> _The records_
########

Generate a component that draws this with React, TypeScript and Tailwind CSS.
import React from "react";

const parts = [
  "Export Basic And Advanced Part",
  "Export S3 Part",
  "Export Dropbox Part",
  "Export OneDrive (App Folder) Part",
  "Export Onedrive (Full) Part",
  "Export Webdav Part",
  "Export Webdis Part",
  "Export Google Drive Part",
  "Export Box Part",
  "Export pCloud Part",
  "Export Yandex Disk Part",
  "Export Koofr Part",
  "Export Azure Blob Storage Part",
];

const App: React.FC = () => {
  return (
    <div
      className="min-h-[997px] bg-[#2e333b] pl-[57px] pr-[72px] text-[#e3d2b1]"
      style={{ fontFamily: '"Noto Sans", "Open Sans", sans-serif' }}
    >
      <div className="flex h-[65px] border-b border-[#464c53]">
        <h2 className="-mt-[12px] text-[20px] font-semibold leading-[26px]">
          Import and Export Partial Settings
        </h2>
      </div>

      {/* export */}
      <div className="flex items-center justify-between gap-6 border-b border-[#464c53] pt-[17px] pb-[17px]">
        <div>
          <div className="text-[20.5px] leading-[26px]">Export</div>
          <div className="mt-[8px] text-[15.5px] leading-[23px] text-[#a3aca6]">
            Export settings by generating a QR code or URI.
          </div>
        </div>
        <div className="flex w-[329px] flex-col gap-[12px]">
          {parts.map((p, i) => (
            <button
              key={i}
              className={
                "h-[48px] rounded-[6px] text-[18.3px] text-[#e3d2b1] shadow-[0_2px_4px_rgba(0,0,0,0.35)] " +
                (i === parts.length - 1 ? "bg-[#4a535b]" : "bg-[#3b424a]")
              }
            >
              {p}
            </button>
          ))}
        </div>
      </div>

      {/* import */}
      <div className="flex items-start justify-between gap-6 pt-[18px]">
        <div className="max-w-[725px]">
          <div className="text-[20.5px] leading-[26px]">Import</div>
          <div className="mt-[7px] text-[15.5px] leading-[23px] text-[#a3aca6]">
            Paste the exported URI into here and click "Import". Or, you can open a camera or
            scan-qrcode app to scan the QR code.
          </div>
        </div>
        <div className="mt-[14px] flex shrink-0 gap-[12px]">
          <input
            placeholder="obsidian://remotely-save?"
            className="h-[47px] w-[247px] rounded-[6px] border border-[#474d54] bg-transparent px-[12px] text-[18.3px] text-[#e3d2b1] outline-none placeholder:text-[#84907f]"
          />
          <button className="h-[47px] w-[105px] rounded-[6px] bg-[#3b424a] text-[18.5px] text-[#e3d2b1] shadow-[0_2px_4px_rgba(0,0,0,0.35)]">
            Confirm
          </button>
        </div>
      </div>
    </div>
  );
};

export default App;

########

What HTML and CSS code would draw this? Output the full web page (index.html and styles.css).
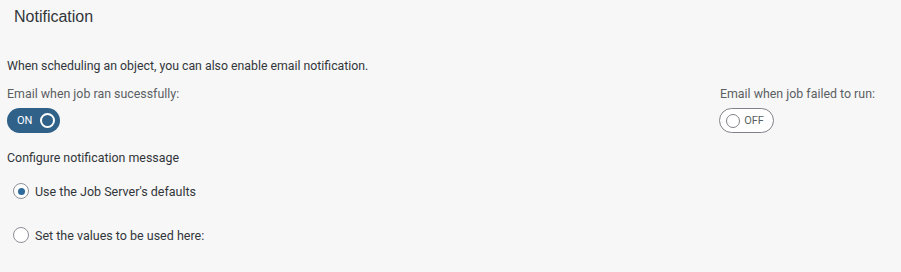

########

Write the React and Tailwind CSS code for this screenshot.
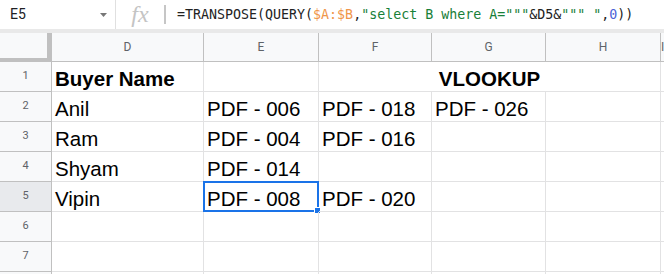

########

> _The problem_
Report each line in the preceding entries that holds the string "this".

> _The output_
Generate a component that draws this with React, TypeScript and Tailwind CSS.
What HTML and CSS code would draw this? Output the full web page (index.html and styles.css).
Write the React and Tailwind CSS code for this screenshot.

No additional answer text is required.